Part V Entrenches Ends, Not Means
Professor Paul Daly, in his submissions to the Senate Committee of Legal and Constitutional Affairs, seems to take this to be the end of the matter: the proposed declaratory provision purports to change the eligibility criteria of s. 6, and so would be invalid. (A similar position may have been staked out in Professor John Whyte’s op-ed.) I am not so sure.
The reasons for my uncertainty go back to the questions Professor Mathen and I raised about the purpose animating s. 6. As we have argued, there is some reason to think that the section was designed to do more than guarantee civil law expertise on the Supreme Court – Parliament could have achieved that aim without requiring three judges from Quebec. There is room to argue that s. 6 was also intended to provide special assurance to the Quebec bench and bar that the Court would have that expertise, and would be sensitive to Quebec’s legal traditions.
Let us suppose for the sake of argument, then, that s. 6 has two aims – expertise and assurance – considering each one in turn. The proposed s. 6.1 does not change the fact that three judges must have had 10 years standing as members of the Quebec bar. The declaratory provision would change only the requirement that, at the time of appointment, they be current members. This does not obviously strip away the guarantee of civil law expertise provided by the existing s. 6. If it did, we would have to assume that section 5 of the Supreme Court Act, which allows Supreme Court judges to be drawn from both past and current members of the bar, also fails as a guarantee of expertise in the common law. Yet no one doubts that s. 5’s purpose is to ensure expertise on the high court.

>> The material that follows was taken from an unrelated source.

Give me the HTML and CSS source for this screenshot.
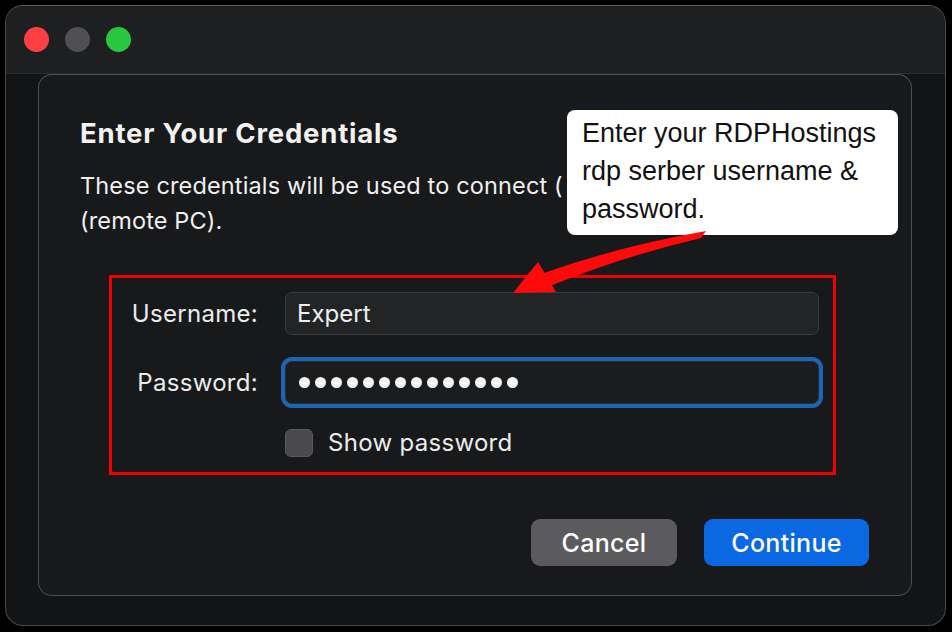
FILE: index.html
```html
<!DOCTYPE html>
<html lang="en">
<head>
    <meta charset="UTF-8">
    <meta name="viewport" content="width=device-width, initial-scale=1.0">
    <title>Enter Your Credentials</title>
    <link rel="stylesheet" href="styles.css">
</head>
<body>
    <div class="window">
        <!-- Title bar with traffic lights -->
        <div class="titlebar">
            <span class="light red"></span>
            <span class="light grey"></span>
            <span class="light green"></span>
        </div>

        <div class="window-body">
            <div class="dialog">
                <h1>Enter Your Credentials</h1>
                <p class="desc">
                    <span class="desc-line">These credentials will be used to connect (</span>
                    <span>(remote PC).</span>
                </p>

                <!-- Highlighted form -->
                <div class="form-box">
                    <div class="form-grid">
                        <label class="field-label">Username:</label>
                        <div class="field">Expert</div>

                        <label class="field-label">Password:</label>
                        <div class="field focused">
                            <span class="dot"></span><span class="dot"></span><span class="dot"></span><span class="dot"></span><span class="dot"></span><span class="dot"></span><span class="dot"></span><span class="dot"></span><span class="dot"></span><span class="dot"></span><span class="dot"></span><span class="dot"></span><span class="dot"></span><span class="dot"></span>
                        </div>

                        <span></span>
                        <div class="check-row">
                            <span class="checkbox"></span>
                            <span>Show password</span>
                        </div>
                    </div>
                </div>

                <div class="actions">
                    <button class="btn cancel">Cancel</button>
                    <button class="btn primary">Continue</button>
                </div>
            </div>
        </div>
    </div>

    <!-- Annotation -->
    <div class="callout">Enter your RDPHostings rdp serber username &amp; password.</div>
    <svg class="arrow" width="952" height="632" viewBox="0 0 952 632">
        <path d="M544 273 Q620 246 706 231 L701 238 Q624 256 550 286 Z" fill="#ff0a0a"/>
        <path d="M513 293 L538 262 L556 292 Z" fill="#ff0a0a"/>
    </svg>
</body>
</html>
```

FILE: styles.css
```css
/* Page */
body {
    margin: 0;
    padding: 5px;
    background-color: #000;
    font-family: 'Inter', 'Noto Sans', sans-serif;
    color: #f2f2f2;
}

/* Window frame */
.window {
    width: 939px;
    height: 619px;
    border: 1px solid #47484a;
    border-top-color: #5a5b5d;
    border-radius: 18px;
    background-color: #131416;
    overflow: hidden;
    display: flex;
    flex-direction: column;
}

.titlebar {
    height: 67px;
    flex-shrink: 0;
    background-color: #1e1f21;
    border-bottom: 1px solid #2c2d2f;
    display: flex;
    align-items: center;
    gap: 16px;
    padding-left: 18px;
}

.light {
    width: 25px;
    height: 25px;
    border-radius: 50%;
}

.light.red { background-color: #fe4044; }
.light.grey { background-color: #505052; }
.light.green { background-color: #27c840; }

.window-body {
    padding: 0 33px 29px 32px;
}

/* Dialog */
.dialog {
    height: 520px;
    border: 1px solid #4b4c4e;
    border-top-color: #4f5052;
    border-radius: 14px;
    background-color: #18191b;
    padding: 0 42px 0 41px;
    display: flex;
    flex-direction: column;
}

.dialog h1 {
    font-size: 27.5px;
    font-weight: 700;
    letter-spacing: 0.8px;
    margin: 43px 0 0;
    line-height: 30px;
    color: #f2f2f2;
}

.desc {
    font-size: 23.5px;
    letter-spacing: 0.15px;
    line-height: 35px;
    margin: 20px 0 0;
    white-space: nowrap;
    color: #f0f0f0;
    display: flex;
    flex-direction: column;
}

/* first line runs under the callout, so it is cut at its edge */
.desc-line {
    width: 486px;
    overflow: hidden;
}

/* Highlighted form */
.form-box {
    margin: 37px 0 0 29px;
    width: 721px;
    height: 194px;
    border: 3px solid #f00000;
    box-sizing: content-box;
}

.form-grid {
    display: grid;
    grid-template-columns: 146px 534px;
    column-gap: 27px;
    row-gap: 26px;
    padding: 14px 0 0 0;
    align-items: center;
}

.field-label {
    font-size: 24px;
    letter-spacing: 0.3px;
    text-align: right;
    color: #ececec;
}

.field {
    height: 41px;
    border: 1px solid #3a3b3d;
    border-radius: 7px;
    background-color: #232426;
    font-size: 24px;
    line-height: 41px;
    padding: 0 11px;
    display: flex;
    align-items: center;
    gap: 5px;
    color: #f0f0f0;
}

.field.focused {
    border-color: #2a2b2d;
    background-color: #1b1c1e;
    box-shadow: 0 0 0 4px #1d65b4;
    padding-left: 13px;
}

.dot {
    width: 11px;
    height: 11px;
    border-radius: 50%;
    background-color: #f4f4f4;
}

.check-row {
    display: flex;
    align-items: center;
    gap: 15px;
    font-size: 24px;
    letter-spacing: 0.3px;
    margin-top: -2px;
    color: #ececec;
}

.checkbox {
    width: 26px;
    height: 26px;
    border: 1px solid #5a5a5c;
    border-radius: 6px;
    background-color: #4a4a4c;
}

/* Buttons */
.actions {
    margin-top: auto;
    margin-bottom: 29px;
    display: flex;
    justify-content: flex-end;
    gap: 27px;
}

.btn {
    height: 47px;
    border: none;
    border-radius: 9px;
    font-family: 'Inter', 'Noto Sans', sans-serif;
    font-size: 25px;
    font-weight: 500;
    letter-spacing: 0.3px;
    color: #fff;
    padding: 0;
}

.btn.cancel {
    width: 146px;
    background-color: #5b5b5d;
}

.btn.primary {
    width: 165px;
    background-color: #0b68e3;
}

/* Annotation over the dialog */
.callout {
    position: absolute;
    left: 567px;
    top: 110px;
    width: 331px;
    height: 125px;
    box-sizing: border-box;
    padding: 4px 10px 0 15px;
    background-color: #fff;
    border-radius: 8px;
    font-family: 'Liberation Sans', Arial, sans-serif;
    font-size: 27px;
    line-height: 38px;
    color: #111;
}

.arrow {
    position: absolute;
    left: 0;
    top: 0;
    pointer-events: none;
}
```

Does it matter that s. 6.1 effectively changes how civil law expertise is guaranteed? I don’t think so. Even if we accept Monahan’s and Newman’s arguments that the “essential” characteristics of the Supreme Court have been effectively constitutionalized by Part V, there is no reason to describe them in the concretized terms of the Supreme Court Act. Here, I take to heart Newman’s (and the AG’s) observation that attempts to entrench specific professional qualifications have all failed. Like Newman, I cannot reconcile Monahan’s conclusion, that the precise terms of ss. 5 and 6 of the Supreme Court Act have been constitutionalized, with the reality of Canada’s constitutional history. The former ignores too much. And it strikes me as an unnecessary move to make. Rather than say that the precise means by which the Supreme Court Act guarantees legal expertise is constitutionally entrenched, we could more easily (and defensibly) say that Part V requires only that Parliament create some form of legislation capable of achieving that result. Thus, it could not (as the AG suggests) simply strip away any and all professional qualifications for Supreme Court Justices. It could, however, protect the requirement of professional qualifications in different ways – e.g., by changing s. 5 so that it explicitly requires “legal expertise” rather than 10 years standing at the bar. Within certain bounds, Parliament would have a degree of leeway.

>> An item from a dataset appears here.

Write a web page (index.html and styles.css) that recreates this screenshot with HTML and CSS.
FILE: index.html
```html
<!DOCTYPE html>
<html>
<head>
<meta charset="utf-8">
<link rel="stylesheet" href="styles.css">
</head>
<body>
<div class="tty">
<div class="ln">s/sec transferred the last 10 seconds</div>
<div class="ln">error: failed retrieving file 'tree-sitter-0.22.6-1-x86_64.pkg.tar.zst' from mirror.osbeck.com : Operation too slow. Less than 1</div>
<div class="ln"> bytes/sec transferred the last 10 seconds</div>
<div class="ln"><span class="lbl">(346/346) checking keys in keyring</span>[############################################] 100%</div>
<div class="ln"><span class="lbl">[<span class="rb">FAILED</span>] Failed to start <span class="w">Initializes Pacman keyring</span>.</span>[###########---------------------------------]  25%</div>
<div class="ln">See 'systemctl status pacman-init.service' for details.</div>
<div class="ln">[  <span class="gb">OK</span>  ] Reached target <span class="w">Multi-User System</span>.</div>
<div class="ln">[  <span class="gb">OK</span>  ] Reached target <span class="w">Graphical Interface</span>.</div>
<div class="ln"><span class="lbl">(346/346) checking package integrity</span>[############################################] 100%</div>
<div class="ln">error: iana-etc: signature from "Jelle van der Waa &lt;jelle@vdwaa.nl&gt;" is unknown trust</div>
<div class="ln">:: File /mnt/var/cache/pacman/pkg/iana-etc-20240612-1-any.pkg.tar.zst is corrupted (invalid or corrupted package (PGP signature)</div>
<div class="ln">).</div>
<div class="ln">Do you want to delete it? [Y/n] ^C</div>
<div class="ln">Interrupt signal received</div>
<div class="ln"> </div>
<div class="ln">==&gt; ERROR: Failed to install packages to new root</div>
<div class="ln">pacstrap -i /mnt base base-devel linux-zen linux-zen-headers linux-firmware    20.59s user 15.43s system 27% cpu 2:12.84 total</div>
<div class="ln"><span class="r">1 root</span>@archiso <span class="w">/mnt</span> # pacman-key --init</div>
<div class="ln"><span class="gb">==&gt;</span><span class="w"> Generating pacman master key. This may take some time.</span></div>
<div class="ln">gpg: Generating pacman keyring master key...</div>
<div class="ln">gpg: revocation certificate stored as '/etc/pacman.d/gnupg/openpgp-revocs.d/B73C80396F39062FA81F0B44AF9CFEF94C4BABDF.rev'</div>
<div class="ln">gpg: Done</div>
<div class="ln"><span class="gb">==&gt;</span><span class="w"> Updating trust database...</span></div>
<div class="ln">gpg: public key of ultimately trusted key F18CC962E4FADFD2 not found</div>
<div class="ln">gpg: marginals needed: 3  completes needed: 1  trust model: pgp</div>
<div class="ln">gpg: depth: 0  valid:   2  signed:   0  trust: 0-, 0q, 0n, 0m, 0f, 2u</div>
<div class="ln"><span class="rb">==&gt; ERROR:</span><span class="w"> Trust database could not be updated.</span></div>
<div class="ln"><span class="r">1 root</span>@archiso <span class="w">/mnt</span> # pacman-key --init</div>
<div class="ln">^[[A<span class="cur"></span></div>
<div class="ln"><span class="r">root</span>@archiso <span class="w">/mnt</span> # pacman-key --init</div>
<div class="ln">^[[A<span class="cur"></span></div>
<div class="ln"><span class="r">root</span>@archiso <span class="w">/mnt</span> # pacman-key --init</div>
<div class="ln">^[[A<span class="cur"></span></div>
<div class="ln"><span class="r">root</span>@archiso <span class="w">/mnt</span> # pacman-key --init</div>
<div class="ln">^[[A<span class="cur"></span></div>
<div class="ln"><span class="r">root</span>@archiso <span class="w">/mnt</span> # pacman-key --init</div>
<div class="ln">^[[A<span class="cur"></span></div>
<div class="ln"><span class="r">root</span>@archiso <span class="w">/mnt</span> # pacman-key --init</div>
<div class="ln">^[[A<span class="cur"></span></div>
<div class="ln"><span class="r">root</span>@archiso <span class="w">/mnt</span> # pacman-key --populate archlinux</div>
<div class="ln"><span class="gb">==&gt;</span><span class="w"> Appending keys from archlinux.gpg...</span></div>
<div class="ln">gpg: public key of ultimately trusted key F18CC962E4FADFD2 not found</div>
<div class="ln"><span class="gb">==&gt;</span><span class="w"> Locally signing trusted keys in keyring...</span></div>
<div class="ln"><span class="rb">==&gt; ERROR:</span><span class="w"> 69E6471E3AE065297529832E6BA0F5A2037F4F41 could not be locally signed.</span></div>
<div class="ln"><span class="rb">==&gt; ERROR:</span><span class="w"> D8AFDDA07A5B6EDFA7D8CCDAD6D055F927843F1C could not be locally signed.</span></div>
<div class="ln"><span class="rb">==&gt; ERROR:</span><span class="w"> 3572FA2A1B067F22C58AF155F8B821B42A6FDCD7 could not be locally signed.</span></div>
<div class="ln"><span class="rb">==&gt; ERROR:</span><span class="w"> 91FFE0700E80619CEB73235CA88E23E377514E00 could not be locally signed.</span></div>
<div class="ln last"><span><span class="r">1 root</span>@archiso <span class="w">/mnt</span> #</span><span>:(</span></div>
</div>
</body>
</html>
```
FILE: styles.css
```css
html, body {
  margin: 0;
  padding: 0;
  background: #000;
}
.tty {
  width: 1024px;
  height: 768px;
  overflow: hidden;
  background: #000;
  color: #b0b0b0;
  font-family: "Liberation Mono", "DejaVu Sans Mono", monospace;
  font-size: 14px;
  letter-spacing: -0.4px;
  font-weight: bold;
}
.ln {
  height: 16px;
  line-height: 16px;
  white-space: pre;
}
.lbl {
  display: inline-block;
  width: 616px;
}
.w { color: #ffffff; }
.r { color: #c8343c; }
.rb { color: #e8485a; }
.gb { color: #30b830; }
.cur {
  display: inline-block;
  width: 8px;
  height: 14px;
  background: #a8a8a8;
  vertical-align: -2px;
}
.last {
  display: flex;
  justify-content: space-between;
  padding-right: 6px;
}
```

This approach does three things. First, it pays due heed to Monahan’s point that Part V must have some content. Second, it recognizes Newman’s point that some sort of “court of last resort” is essential in our system of government, but that it is less essential to have a court with one set of specific features rather than another – e.g., whether it is the Privy Council or the Supreme Court of Canada. Finally, my approach takes into account that there has been no express constitutional entrenchment of any part of the Supreme Court Act, and no amendment of s. 101 of the Constitution Act, 1867. There is, therefore, no reason to conclude that Parliament’s constitutional authority to ‘tinker’ with the Supreme Court of Canada has been foreclosed insofar as it achieves a broad set of ends.
There is nothing radical in this view. As I have argued here and here, the Constitution frequently prescribes a goal or baseline and then leaves it to the legislature to determine how best to achieve it. Indeed, several decisions in the McLachlin Court era have emphasized that, where one of several remedial approaches would resolve a constitutional infirmity, the courts should defer to the one preferred by the legislature (or, where applicable, executive branch). It is the responsibility of the courts, as guardians of the Constitution, to police the baseline; it is the responsibility of the legislature, as the setter of the country’s policy agenda, to decide how best to reach that baseline.

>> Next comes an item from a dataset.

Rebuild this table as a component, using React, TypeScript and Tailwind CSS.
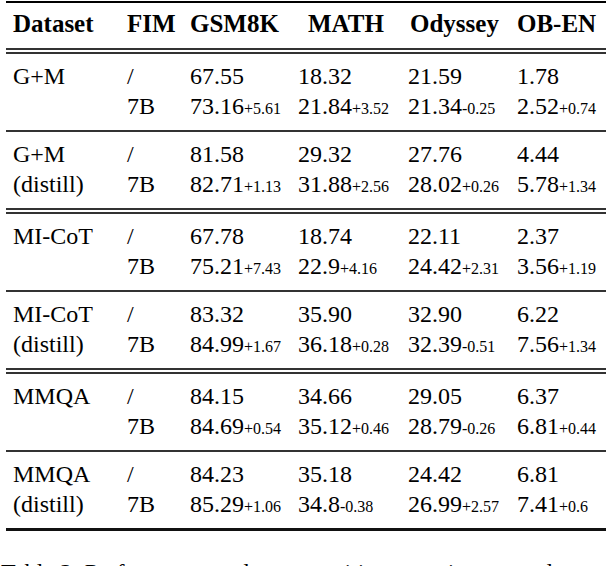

If s. 6 of the Supreme Court Act protected only the civil law expertise of the Court, there would be no constitutional issue with s. 6.1. (Of course, there would arguably be no reason to enact the declaratory provision in that case.) But s. 6, as we have seen, may serve a second function: to provide assurance to the Quebec bench and bar. Is that an “essential” characteristic of the Supreme Court?
It is certainly plausible that, for any court to have the de facto authority it needs to effectively settle disputes, members of the public must have a minimum degree of confidence in its competence. A court can enjoy that confidence, however, without anyone providing special assurances on its behalf. Over time, the public may simply take it as given that a court will undertake its functions in a thoughtful, impartial, and informed fashion. One could argue that, even if the special assurance provided by s. 6 was necessary to give the Supreme Court a foothold in a young Confederation marked by skepticism and distrust, it is not necessary in an established constitutional and political order nearing its 150th birthday.
So I am not altogether convinced that, even taking on board my reading of s. 6’s purposes and animating aims, there is a constitutional problem with s. 6.1. But I don’t need to reach a firm conclusion here. For now, it is enough to point out that the AG’s argument fails even to acknowledge that there might be a question to ask. It says simply that no part of the Supreme Court’s composition has been constitutionalized, period, full-stop. That is a perilously brittle position. If forced to concede that any aspect of the Court is “essential” to our constitutional order, it will have no place to retreat to.